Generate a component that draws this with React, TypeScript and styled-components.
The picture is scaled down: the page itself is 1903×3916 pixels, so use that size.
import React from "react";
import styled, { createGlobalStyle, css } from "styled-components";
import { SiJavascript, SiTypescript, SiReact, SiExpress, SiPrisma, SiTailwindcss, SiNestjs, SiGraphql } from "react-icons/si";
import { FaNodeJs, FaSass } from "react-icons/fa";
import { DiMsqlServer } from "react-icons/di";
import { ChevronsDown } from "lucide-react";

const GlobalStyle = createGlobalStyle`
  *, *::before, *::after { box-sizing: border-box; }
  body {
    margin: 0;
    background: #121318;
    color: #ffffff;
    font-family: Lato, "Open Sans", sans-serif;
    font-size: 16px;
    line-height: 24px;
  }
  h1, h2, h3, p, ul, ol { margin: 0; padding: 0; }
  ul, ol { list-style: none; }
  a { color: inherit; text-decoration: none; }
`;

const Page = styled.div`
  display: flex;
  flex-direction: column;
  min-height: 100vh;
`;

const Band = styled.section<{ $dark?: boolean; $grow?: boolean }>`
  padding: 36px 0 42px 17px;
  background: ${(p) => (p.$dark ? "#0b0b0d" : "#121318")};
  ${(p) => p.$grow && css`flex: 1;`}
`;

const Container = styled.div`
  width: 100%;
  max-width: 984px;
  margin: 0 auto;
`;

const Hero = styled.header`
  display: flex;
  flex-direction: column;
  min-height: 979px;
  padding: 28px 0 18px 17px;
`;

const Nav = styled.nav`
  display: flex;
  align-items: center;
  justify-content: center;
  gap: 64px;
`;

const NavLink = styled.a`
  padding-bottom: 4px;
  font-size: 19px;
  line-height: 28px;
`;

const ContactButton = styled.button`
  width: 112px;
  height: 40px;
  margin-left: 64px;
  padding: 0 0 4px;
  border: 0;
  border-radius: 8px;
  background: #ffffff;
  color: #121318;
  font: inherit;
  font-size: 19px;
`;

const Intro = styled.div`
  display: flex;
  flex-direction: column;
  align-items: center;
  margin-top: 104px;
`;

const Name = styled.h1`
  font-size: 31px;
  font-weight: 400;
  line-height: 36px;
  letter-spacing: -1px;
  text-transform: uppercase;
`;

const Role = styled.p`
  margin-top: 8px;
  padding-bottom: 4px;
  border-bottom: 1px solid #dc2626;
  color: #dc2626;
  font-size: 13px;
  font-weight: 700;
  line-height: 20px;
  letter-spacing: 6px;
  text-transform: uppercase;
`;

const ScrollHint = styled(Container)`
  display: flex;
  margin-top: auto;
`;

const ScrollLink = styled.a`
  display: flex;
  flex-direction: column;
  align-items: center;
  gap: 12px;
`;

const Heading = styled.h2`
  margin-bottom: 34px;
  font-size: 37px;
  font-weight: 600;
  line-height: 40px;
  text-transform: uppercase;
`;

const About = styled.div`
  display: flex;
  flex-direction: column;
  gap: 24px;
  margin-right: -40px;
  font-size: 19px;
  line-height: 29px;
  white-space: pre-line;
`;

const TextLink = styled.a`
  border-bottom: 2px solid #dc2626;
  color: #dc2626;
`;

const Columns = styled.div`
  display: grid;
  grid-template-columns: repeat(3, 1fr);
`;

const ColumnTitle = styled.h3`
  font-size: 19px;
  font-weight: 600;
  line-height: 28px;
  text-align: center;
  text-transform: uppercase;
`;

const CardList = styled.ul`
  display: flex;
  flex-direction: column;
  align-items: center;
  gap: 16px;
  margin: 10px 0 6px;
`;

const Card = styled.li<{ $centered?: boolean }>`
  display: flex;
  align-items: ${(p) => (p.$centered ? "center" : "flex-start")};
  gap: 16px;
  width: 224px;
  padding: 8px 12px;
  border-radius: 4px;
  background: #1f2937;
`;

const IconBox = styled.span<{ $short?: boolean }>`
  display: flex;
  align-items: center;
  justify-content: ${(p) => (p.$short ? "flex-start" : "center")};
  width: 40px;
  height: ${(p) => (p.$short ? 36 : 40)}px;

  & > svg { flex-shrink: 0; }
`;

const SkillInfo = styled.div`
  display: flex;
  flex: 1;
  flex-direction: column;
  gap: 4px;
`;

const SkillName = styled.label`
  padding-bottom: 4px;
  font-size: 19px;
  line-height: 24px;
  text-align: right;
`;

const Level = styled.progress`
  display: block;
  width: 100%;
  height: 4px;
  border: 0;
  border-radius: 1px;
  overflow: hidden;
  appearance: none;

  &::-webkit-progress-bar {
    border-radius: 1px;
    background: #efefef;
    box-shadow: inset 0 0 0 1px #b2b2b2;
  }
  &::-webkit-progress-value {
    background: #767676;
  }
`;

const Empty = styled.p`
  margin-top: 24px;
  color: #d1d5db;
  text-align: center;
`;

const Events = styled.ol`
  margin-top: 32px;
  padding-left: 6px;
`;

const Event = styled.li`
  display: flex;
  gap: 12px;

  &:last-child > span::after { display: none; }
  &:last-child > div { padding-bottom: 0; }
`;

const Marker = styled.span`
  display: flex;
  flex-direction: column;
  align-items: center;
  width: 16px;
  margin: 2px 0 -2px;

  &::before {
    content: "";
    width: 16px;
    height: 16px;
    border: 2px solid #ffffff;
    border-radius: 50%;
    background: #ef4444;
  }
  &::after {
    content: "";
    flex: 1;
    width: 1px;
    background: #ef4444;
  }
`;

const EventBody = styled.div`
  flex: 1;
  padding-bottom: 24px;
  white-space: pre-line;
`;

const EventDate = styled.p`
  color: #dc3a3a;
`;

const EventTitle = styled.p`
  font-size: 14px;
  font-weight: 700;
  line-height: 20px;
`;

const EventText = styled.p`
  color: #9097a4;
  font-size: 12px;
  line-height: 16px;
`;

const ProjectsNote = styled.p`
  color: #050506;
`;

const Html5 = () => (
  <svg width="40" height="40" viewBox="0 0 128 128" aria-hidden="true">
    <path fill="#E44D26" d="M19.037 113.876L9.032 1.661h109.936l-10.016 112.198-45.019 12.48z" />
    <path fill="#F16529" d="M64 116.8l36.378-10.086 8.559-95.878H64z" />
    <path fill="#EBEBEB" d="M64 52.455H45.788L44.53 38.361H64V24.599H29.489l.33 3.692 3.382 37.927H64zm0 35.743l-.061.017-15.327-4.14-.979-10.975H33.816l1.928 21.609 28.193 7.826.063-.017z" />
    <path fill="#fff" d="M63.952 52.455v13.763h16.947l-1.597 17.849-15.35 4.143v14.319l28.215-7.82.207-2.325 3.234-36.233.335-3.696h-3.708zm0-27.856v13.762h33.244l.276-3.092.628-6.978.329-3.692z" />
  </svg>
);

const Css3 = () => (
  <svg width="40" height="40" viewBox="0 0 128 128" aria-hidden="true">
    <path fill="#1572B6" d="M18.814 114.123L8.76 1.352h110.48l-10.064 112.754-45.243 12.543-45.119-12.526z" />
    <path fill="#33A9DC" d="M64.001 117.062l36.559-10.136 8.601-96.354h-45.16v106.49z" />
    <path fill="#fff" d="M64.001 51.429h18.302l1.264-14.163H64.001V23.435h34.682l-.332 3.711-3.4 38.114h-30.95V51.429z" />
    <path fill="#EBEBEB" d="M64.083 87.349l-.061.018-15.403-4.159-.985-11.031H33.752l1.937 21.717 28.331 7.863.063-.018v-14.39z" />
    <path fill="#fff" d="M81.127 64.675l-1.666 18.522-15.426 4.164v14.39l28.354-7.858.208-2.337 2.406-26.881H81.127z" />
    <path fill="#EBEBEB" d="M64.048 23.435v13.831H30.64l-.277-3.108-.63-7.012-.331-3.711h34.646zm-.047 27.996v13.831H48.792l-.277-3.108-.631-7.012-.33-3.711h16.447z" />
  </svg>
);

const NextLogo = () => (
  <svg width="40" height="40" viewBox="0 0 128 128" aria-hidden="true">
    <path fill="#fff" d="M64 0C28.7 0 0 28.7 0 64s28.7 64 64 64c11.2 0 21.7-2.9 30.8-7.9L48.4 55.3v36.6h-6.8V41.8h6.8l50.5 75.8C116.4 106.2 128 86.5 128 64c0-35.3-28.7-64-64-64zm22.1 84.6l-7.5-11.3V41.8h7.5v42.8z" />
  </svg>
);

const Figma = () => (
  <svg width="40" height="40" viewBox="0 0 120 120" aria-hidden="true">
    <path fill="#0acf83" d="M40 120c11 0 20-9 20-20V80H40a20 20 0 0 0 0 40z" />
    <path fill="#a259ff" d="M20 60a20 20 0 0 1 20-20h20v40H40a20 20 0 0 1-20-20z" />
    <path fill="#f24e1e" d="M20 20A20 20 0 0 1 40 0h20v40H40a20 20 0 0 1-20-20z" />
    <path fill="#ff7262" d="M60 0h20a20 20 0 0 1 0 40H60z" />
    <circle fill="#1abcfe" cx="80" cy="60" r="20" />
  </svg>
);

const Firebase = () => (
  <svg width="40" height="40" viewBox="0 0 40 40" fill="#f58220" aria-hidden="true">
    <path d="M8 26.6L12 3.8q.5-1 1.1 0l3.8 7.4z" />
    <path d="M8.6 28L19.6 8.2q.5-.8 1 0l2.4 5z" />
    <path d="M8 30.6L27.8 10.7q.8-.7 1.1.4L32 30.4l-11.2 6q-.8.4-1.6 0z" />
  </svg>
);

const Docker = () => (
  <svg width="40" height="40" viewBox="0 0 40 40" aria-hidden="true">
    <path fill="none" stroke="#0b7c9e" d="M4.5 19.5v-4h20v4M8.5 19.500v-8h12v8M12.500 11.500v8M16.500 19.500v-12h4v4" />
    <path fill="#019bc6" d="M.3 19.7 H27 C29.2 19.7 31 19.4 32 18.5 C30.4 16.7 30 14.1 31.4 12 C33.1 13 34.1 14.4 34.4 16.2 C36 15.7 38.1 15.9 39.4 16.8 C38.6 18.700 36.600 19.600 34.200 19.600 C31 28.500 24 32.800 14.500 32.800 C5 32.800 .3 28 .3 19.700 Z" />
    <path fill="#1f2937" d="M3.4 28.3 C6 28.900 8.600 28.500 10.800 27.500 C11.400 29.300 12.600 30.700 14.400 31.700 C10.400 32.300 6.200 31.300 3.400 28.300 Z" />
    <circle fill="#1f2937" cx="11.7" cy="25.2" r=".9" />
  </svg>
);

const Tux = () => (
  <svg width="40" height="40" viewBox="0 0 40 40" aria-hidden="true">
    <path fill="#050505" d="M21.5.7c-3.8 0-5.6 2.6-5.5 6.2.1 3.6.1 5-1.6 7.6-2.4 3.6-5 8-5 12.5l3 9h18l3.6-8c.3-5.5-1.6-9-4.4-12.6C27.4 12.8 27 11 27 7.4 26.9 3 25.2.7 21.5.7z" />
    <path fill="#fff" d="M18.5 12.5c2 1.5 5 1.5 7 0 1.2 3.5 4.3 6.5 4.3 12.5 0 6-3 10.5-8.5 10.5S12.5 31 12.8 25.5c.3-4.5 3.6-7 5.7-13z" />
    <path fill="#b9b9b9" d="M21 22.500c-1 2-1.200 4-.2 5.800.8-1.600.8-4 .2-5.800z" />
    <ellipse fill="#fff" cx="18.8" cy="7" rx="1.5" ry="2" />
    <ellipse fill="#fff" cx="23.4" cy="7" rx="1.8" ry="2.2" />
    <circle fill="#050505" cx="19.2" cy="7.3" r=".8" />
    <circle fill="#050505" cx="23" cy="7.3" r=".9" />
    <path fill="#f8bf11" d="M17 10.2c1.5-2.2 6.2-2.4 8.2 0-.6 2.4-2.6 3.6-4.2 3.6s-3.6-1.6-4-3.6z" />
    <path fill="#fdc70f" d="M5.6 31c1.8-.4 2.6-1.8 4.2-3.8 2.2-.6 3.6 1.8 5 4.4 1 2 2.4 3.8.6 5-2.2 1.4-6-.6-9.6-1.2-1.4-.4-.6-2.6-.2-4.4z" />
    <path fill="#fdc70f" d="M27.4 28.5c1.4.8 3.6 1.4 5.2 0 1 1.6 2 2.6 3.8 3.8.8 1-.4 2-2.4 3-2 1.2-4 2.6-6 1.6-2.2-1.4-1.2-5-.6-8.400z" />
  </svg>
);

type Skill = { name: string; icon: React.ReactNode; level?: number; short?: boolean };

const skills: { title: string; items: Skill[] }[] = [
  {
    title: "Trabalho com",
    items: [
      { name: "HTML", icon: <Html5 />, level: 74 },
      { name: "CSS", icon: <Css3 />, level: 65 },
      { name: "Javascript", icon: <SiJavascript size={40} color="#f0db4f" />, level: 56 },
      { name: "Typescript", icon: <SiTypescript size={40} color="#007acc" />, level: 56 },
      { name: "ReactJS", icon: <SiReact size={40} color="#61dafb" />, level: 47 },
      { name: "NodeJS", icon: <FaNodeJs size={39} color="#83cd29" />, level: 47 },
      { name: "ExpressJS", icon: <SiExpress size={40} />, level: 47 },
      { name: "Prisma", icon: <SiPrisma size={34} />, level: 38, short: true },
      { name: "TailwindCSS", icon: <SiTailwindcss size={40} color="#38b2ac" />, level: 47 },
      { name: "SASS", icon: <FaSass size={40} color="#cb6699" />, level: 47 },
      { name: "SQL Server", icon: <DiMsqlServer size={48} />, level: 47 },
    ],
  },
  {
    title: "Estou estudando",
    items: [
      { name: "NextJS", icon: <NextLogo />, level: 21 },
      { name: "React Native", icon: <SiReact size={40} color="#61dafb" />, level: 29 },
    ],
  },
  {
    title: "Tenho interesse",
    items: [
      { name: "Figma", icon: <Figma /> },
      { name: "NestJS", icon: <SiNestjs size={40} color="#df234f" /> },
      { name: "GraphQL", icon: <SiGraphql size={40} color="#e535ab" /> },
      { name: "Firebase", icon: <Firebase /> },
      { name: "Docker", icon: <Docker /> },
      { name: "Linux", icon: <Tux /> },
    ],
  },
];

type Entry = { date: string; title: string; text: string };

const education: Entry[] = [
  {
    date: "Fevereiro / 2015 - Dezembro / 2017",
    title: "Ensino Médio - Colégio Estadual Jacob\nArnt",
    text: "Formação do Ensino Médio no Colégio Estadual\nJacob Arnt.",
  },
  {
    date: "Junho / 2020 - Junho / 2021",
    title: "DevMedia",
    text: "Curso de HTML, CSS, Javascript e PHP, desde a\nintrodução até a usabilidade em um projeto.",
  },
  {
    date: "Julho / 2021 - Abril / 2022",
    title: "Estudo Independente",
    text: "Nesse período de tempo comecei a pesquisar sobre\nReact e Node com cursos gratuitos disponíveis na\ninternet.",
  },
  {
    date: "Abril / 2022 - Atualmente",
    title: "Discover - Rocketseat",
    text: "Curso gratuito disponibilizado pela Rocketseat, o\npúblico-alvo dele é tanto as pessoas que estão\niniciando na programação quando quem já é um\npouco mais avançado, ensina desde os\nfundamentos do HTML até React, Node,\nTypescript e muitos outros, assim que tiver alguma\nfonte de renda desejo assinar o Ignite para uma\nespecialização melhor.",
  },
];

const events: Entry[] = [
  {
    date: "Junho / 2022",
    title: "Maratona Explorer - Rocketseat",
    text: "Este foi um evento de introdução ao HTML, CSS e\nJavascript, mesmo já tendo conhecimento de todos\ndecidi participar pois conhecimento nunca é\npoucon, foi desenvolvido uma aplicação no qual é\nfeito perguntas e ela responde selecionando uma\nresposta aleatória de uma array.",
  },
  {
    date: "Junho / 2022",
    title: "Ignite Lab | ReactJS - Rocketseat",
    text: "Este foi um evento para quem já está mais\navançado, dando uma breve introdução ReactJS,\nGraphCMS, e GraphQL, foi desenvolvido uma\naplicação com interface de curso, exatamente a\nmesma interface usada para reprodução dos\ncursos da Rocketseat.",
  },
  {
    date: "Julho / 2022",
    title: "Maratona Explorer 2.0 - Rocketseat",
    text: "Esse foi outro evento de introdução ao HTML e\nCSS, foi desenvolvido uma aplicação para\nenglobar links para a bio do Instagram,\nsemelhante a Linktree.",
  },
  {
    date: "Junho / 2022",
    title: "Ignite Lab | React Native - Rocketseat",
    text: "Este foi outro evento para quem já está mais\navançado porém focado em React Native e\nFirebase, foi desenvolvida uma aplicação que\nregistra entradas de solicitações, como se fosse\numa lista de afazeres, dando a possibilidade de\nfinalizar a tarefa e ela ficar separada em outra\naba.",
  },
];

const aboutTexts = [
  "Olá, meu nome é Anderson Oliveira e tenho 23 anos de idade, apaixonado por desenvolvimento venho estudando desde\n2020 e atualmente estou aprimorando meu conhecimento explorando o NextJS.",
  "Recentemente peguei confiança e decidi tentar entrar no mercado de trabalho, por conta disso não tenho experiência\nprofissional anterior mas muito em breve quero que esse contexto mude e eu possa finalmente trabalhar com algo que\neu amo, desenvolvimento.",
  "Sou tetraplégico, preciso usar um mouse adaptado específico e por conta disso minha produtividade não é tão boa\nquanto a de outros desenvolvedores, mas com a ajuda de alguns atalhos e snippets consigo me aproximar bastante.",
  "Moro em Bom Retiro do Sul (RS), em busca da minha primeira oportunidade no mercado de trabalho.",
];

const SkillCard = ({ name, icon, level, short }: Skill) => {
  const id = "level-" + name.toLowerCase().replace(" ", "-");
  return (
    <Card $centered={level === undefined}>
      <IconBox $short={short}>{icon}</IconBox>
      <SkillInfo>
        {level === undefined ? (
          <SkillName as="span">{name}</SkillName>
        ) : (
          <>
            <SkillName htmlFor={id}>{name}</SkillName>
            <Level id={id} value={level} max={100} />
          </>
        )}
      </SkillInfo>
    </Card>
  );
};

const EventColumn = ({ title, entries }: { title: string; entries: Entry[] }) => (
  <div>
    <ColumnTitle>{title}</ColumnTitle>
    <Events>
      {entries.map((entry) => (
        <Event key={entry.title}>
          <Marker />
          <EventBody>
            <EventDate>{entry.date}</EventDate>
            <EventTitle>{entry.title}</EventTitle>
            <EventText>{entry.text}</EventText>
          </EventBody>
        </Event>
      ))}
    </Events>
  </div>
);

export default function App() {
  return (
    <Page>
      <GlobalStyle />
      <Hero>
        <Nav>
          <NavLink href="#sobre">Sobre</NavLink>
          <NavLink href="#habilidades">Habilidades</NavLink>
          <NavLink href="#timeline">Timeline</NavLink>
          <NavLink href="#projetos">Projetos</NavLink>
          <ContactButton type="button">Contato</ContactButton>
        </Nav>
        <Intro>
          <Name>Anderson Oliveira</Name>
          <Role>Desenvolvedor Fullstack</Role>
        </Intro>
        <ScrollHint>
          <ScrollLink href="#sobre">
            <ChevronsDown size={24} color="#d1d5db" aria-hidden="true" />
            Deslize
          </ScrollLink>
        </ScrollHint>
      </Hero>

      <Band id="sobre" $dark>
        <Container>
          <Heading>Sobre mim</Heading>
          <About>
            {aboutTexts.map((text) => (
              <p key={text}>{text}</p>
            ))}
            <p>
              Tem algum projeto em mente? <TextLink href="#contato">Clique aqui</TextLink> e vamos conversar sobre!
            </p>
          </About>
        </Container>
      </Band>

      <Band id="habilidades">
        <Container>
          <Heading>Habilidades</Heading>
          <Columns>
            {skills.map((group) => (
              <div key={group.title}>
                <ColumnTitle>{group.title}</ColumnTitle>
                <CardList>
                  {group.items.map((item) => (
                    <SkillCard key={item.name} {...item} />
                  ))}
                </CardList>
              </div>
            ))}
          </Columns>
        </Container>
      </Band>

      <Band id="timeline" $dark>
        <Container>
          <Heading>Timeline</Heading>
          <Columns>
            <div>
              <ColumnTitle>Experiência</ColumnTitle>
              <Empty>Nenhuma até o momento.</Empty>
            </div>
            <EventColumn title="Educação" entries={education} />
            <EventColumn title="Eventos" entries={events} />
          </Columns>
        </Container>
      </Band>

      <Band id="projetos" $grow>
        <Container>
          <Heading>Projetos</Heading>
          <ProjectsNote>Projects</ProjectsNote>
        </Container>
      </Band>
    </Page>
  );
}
____________
THE REQUEST:
Extract, from the listing above, every line where the string "components" occurs.

REPLY:
Generate a component that draws this with React, TypeScript and styled-components.
import styled, { createGlobalStyle, css } from "styled-components";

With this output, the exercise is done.